Esse desafio para interpretar e transformar a constituição política do presente não passa por postular vazios para se oferecer como mais pleno. O salvacionismo dos pures et dures simplesmente esbarra na realidade, que não funciona segundo a lógica velho x novo, puro x impuro, verdade x mentira, limpo x corrupto. É preciso reconhecer que os espaços e tempos estão inteiramente preenchidos, que a política esteja pulsando por todos os lados, para um lado e para o outro, e que portanto seja preciso ocupar esses espaços-tempos. Posicionar-se na mobilização produtiva e, sem negá-la com ranços, derivar seus sentidos. Ocupá-los não para simplesmente disputar espaço, mas para transformá-lo, revolucionando a própria distribuição desigual dos espaços e tempos da cidade.

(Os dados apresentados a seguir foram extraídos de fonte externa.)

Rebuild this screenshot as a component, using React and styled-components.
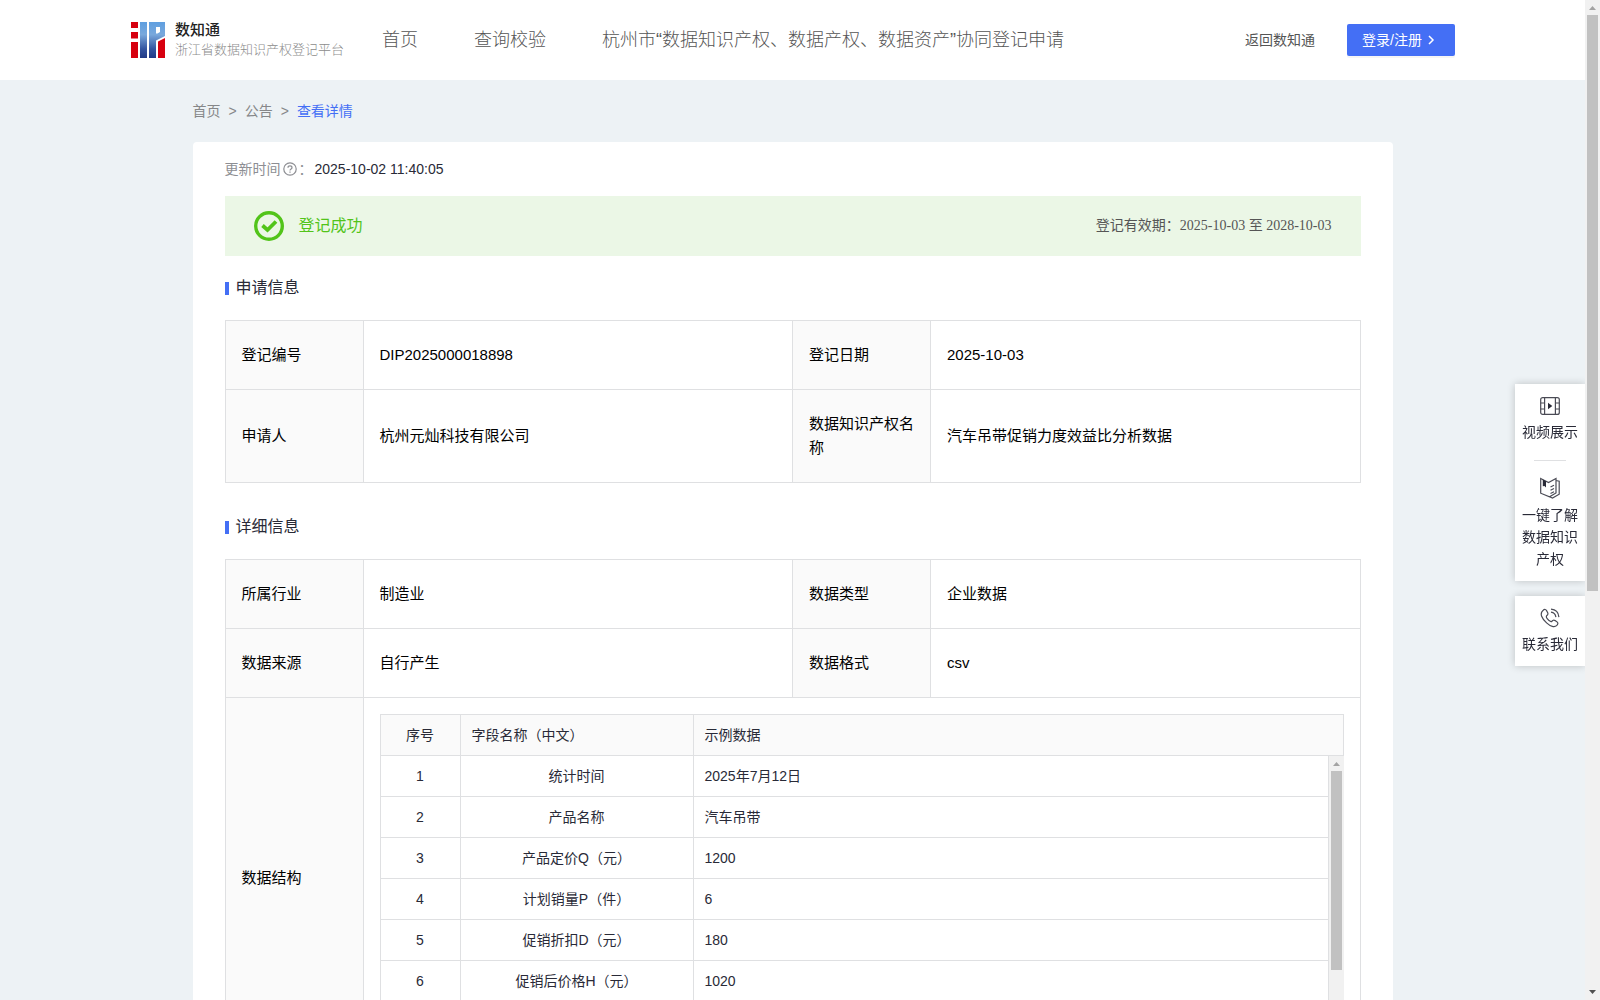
import React from 'react';
import styled, { createGlobalStyle } from 'styled-components';

const GlobalStyle = createGlobalStyle`
	* {
		box-sizing: border-box;
	}

	body {
		margin: 0;
		color: #292a37;
		background: #edf2f5;
		font-family: "Liberation Sans", "Noto Sans CJK SC", sans-serif;
		font-size: 14px;
		line-height: 22px;
	}

	a {
		color: inherit;
		text-decoration: none;
	}
`;

const SShell = styled.div`
	display: flex;
	height: 100vh;
	overflow: hidden;
`;

const SPage = styled.div`
	flex: 1;
	min-width: 0;
	overflow-y: auto;
	scrollbar-width: none;
`;

/* scrollbars */

const STrack = styled.div`
	display: flex;
	flex: none;
	flex-direction: column;
	align-items: center;
	width: 15px;
	background: #f1f1f1;
`;

const SThumb = styled.div`
	width: 11px;
	height: ${({ $size }) => $size};
	margin-bottom: auto;
	background: #c1c1c1;
`;

const SArrow = styled.svg`
	flex: none;
	width: 15px;
	height: 15px;
	fill: ${({ $dark }) => ($dark ? '#505050' : '#a3a3a3')};
`;

const Scrollbar = ({ size }) => (
	<STrack aria-hidden="true">
		<SArrow viewBox="0 0 15 15">
			<path d="M4 10 7.5 6 11 10z" />
		</SArrow>
		<SThumb $size={size} />
		<SArrow viewBox="0 0 15 15" $dark>
			<path d="M4 5 7.5 9 11 5z" />
		</SArrow>
	</STrack>
);

/* header */

const SHeader = styled.header`
	display: flex;
	align-items: center;
	height: 80px;
	padding: 0 130px;
	background: #fff;
	color: #555;
`;

const SBrand = styled.a`
	display: flex;
	align-items: center;
	width: 252px;
	padding-left: 1px;
	gap: 10px;
	white-space: nowrap;

	svg {
		flex: none;
	}
`;

const SBrandName = styled.div`
	color: #222;
	font-size: 15px;
	font-weight: 500;
	line-height: 20px;
`;

const SBrandSub = styled.div`
	color: #8c8c8c;
	font-size: 13px;
	font-weight: 300;
	line-height: 20px;
`;

const SNav = styled.nav`
	display: flex;
	flex: 1;
	gap: 56px;
	font-size: 18px;
	font-weight: 300;
	white-space: nowrap;
`;

const SActions = styled.div`
	display: flex;
	align-items: center;
	gap: 32px;
	white-space: nowrap;
`;

const SLogin = styled.button`
	display: flex;
	align-items: center;
	gap: 2px;
	width: 108px;
	height: 32px;
	padding: 0 15px;
	border: 0;
	border-radius: 2px;
	background: #446ff5;
	box-shadow: 0 2px 0 rgba(0, 0, 0, 0.04);
	color: #fff;
	font: inherit;
	white-space: nowrap;
	cursor: pointer;
`;

/* content */

const SMain = styled.main`
	max-width: 1200px;
	margin: 0 auto;
`;

const SCrumbs = styled.nav`
	display: flex;
	gap: 8px;
	padding: 20px 0;
	color: #868789;

	a:last-child {
		color: #446ff5;
	}
`;

const SCard = styled.section`
	padding: 16px 32px 32px;
	border-radius: 4px;
	background: #fff;
`;

const SUpdated = styled.div`
	display: flex;
	align-items: center;
	gap: 2px;
	color: #8d8e93;

	time {
		color: #292a37;
	}
`;

const SBanner = styled.div`
	display: flex;
	align-items: center;
	gap: 15px;
	height: 60px;
	margin-top: 16px;
	padding: 0 29px;
	background: #ebf7e6;
	color: #52c41a;
	font-size: 16px;
`;

const SValidity = styled.span`
	margin-left: auto;
	color: #555;
	font-family: "Liberation Serif", "Noto Sans CJK SC", serif;
	font-size: 14px;
`;

const STitle = styled.h2`
	display: flex;
	align-items: center;
	gap: 7px;
	height: 64px;
	margin: 0;
	font-size: 16px;
	font-weight: 400;

	&::before {
		width: 4px;
		height: 13px;
		background: #446ff5;
		content: '';
	}
`;

const SInfoTable = styled.table`
	width: 100%;
	margin-bottom: 12px;
	border-collapse: collapse;
	table-layout: fixed;
	color: #000;
	font-size: 15px;
	line-height: 24px;

	> colgroup > col:nth-child(odd) {
		width: 138px;
	}
`;

const SLabel = styled.th`
	padding: 22px 16px;
	border: 1px solid #dfe0e2;
	background: #fafafa;
	font-weight: 400;
	text-align: left;
`;

const SValue = styled.td`
	padding: ${({ $nested }) => ($nested ? '16px' : '22px 16px')};
	border: 1px solid #dfe0e2;
`;

const SFieldTable = styled.table`
	width: 100%;
	border-collapse: separate;
	border-spacing: 0;
	border-left: 1px solid #dfe0e2;
	table-layout: fixed;
	color: #292a37;
	font-size: 14px;
	line-height: 22px;

	th,
	td {
		height: 41px;
		padding: 9px 11px;
		border-right: 1px solid #dfe0e2;
		border-bottom: 1px solid #dfe0e2;
		text-align: left;
	}

	th {
		height: 42px;
		border-top: 1px solid #dfe0e2;
		background: #fafafa;
		font-weight: 400;
	}

	th:first-child,
	td:first-child,
	td:nth-child(2) {
		text-align: center;
	}

	col:nth-child(1) {
		width: 80px;
	}

	col:nth-child(2) {
		width: 233px;
	}
`;

const SFieldBody = styled.div`
	display: flex;
	height: 286px;
	overflow: hidden;
`;

const SFieldScroll = styled.div`
	flex: 1;
	overflow-y: auto;
	scrollbar-width: none;
`;

/* floating shortcuts */

const SSide = styled.aside`
	position: fixed;
	top: 384px;
	right: 15px;
	display: flex;
	flex-direction: column;
	gap: 15px;
	width: 70px;
`;

const SSideBox = styled.div`
	display: flex;
	flex-direction: column;
	align-items: center;
	padding: 12px 6px 11px;
	background: #fff;
	box-shadow: 0 0 8px rgba(0, 0, 0, 0.2);
	clip-path: inset(-10px 0 -10px -10px);

	hr {
		width: 32px;
		margin: 17px 0 16px;
		border: 0;
		border-top: 1px solid #dfe0e2;
	}
`;

const SSideLink = styled.a`
	display: flex;
	flex-direction: column;
	align-items: center;
	gap: 5px;
	width: 58px;
	text-align: center;
`;

const Logo = () => (
	<svg width="34" height="36" viewBox="0 0 34 36">
		<defs>
			<linearGradient id="blue" gradientUnits="userSpaceOnUse" x1="0" y1="0" x2="0" y2="36">
				<stop offset="0" stopColor="#5f9fe0" />
				<stop offset="0.35" stopColor="#79a8dc" />
				<stop offset="0.75" stopColor="#3354a0" />
				<stop offset="1" stopColor="#213a86" />
			</linearGradient>
		</defs>
		<path fill="#d7000f" d="M0 0h7v6H0zM0 10h7v6.500H0zM0 20h7v16H0zM27 19.500 34 16v20h-7z" />
		<path fill="url(#blue)" d="M9 0h7v36H9z" />
		<path fill="url(#blue)" fillRule="evenodd" d="M18 0h16v14l-9 4.500V36h-7zM25 5v6.500h1.500L29 10V5z" />
	</svg>
);

const Chevron = () => (
	<svg width="14" height="14" viewBox="0 0 14 14" fill="none" stroke="#fff" strokeWidth="1.500">
		<path d="M5 3l4 4-4 4" />
	</svg>
);

const Question = () => (
	<svg width="14" height="14" viewBox="0 0 14 14" fill="none" stroke="#8d8e93" strokeWidth="1.200">
		<circle cx="7" cy="7" r="6.200" />
		<path d="M5 5.700C5 3.300 9 3.300 9 5.700 9 7 7 7 7 8.600M7 9.400v1.300" />
	</svg>
);

const Success = () => (
	<svg width="30" height="30" viewBox="0 0 30 30" fill="none" stroke="#52c41a">
		<circle cx="15" cy="15" r="13.300" strokeWidth="3.400" />
		<path d="M8.500 14.500 13.500 19 22 10.500" strokeWidth="3.800" />
	</svg>
);

const Video = () => (
	<svg width="20" height="20" viewBox="0 0 20 20" fill="none" stroke="#4a4b55" strokeWidth="1.200">
		<rect x="0.700" y="1.600" width="18.600" height="16.800" rx="2" />
		<path d="M4.600 1.600v16.800M15.400 1.600v16.800M.7 7h3.900M.7 13h3.900M15.400 7h3.900M15.400 13h3.900" />
		<path d="M8 6.800 12.300 10 8 13.200z" fill="#292a37" stroke="none" />
	</svg>
);

const Book = () => (
	<svg width="20" height="22" viewBox="0 0 20 22" fill="none" stroke="#4a4b55" strokeWidth="1.200">
		<path d="M.7 1.500 8.500 5.500 16 1.500V16l-6.500 3.800L.7 16.200zM16 3.500l3.200.7v13L12.500 21l-3-1.200" />
		<path d="M10.500 10 14 8.200M10.500 13.300 14 11.500M10.500 16.500 14 14.700" />
		<path d="M2.800 2.600 6 4.200v6.300L4.500 9l-1.700.2z" fill="#292a37" stroke="none" />
	</svg>
);

const Phone = () => (
	<svg width="20" height="20" viewBox="0 0 20 20" fill="none" stroke="#4a4b55" strokeWidth="1.200">
		<path d="M3.200 2.200C4.600.9 5.900 1.400 6.700 2.900l1 1.900c.6 1.200.1 1.900-.8 2.700-1 .9-.8 1.700.3 3.200 1.300 1.700 2.500 2.900 3.800 3 .9 0 1.300-1.200 2.300-1.500 1-.3 3.200 1.200 4 1.900 1 .9.5 2.400-.7 3.500-2 1.900-6.100 1-10-2.700C2 10.700-.9 5.700 3.200 2.200z" />
		<path d="M11 4.200c2.800.4 4.500 2 4.900 4.900M11 1.200c4.500.3 7.500 3 7.900 7.900" />
	</svg>
);

const fields = [
	['统计时间', '2025年7月12日'],
	['产品名称', '汽车吊带'],
	['产品定价Q（元）', '1200'],
	['计划销量P（件）', '6'],
	['促销折扣D（元）', '180'],
	['促销后价格H（元）', '1020'],
];

const InfoTable = ({ rows, children }) => (
	<SInfoTable>
		<colgroup>
			<col />
			<col />
			<col />
			<col />
		</colgroup>
		<tbody>
			{rows.map(([label, value, label2, value2]) => (
				<tr key={label}>
					<SLabel scope="row">{label}</SLabel>
					<SValue>{value}</SValue>
					<SLabel scope="row">{label2}</SLabel>
					<SValue>{value2}</SValue>
				</tr>
			))}
			{children}
		</tbody>
	</SInfoTable>
);

const FieldCols = () => (
	<colgroup>
		<col />
		<col />
		<col />
	</colgroup>
);

const Header = () => (
	<SHeader>
		<SBrand href="#home">
			<Logo />
			<div>
				<SBrandName>数知通</SBrandName>
				<SBrandSub>浙江省数据知识产权登记平台</SBrandSub>
			</div>
		</SBrand>
		<SNav>
			<a href="#home">首页</a>
			<a href="#query">查询校验</a>
			<a href="#apply">杭州市“数据知识产权、数据产权、数据资产”协同登记申请</a>
		</SNav>
		<SActions>
			<a href="#back">返回数知通</a>
			<SLogin type="button">
				登录/注册
				<Chevron />
			</SLogin>
		</SActions>
	</SHeader>
);

const Side = () => (
	<SSide>
		<SSideBox>
			<SSideLink href="#video">
				<Video />
				视频展示
			</SSideLink>
			<hr />
			<SSideLink href="#guide">
				<Book />
				一键了解数据知识产权
			</SSideLink>
		</SSideBox>
		<SSideBox>
			<SSideLink href="#contact">
				<Phone />
				联系我们
			</SSideLink>
		</SSideBox>
	</SSide>
);

const App = () => {
	return (
		<SShell>
			<GlobalStyle />
			<SPage>
				<Header />
				<SMain>
					<SCrumbs>
						<a href="#home">首页</a>
						<span>&gt;</span>
						<a href="#notice">公告</a>
						<span>&gt;</span>
						<a href="#detail">查看详情</a>
					</SCrumbs>
					<SCard>
						<SUpdated>
							更新时间
							<Question />
							<span>：</span>
							<time>2025-10-02 11:40:05</time>
						</SUpdated>
						<SBanner>
							<Success />
							登记成功
							<SValidity>登记有效期：2025-10-03 至 2028-10-03</SValidity>
						</SBanner>
						<STitle>申请信息</STitle>
						<InfoTable
							rows={[
								['登记编号', 'DIP2025000018898', '登记日期', '2025-10-03'],
								['申请人', '杭州元灿科技有限公司', '数据知识产权名称', '汽车吊带促销力度效益比分析数据'],
							]}
						/>
						<STitle>详细信息</STitle>
						<InfoTable
							rows={[
								['所属行业', '制造业', '数据类型', '企业数据'],
								['数据来源', '自行产生', '数据格式', 'csv'],
							]}
						>
							<tr>
								<SLabel scope="row">数据结构</SLabel>
								<SValue colSpan={3} $nested>
									<SFieldTable>
										<FieldCols />
										<thead>
											<tr>
												<th>序号</th>
												<th>字段名称（中文）</th>
												<th>示例数据</th>
											</tr>
										</thead>
									</SFieldTable>
									<SFieldBody>
										<SFieldScroll>
											<SFieldTable>
												<FieldCols />
												<tbody>
													{fields.map(([name, sample], i) => (
														<tr key={name}>
															<td>{i + 1}</td>
															<td>{name}</td>
															<td>{sample}</td>
														</tr>
													))}
												</tbody>
											</SFieldTable>
										</SFieldScroll>
										<Scrollbar size="199px" />
									</SFieldBody>
								</SValue>
							</tr>
						</InfoTable>
					</SCard>
				</SMain>
			</SPage>
			<Scrollbar size="576px" />
			<Side />
		</SShell>
	);
};

export default App;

É um desafio de reapropriação da cidade desde baixo, desde as bases materiais de sua produção de vida e morte, desde as forças e os corpos que fazem o Rio de Janeiro. Um trabalho de remobilização que não prescinde de uma política forte da composição, para agregar e multiplicar os sentidos e afetos do outro Rio, do outro Rio que já subsiste nas entrelinhas deste. A nova política não é propriamente nova, mas sim recomposta. O trabalho da multidão está em copesquisar e recompor essa outra cidade,  linda e insubmissa, tanto vexada nos últimos tempos com a governança vigente, suas alianças mafiosas e suas redes de saqueio.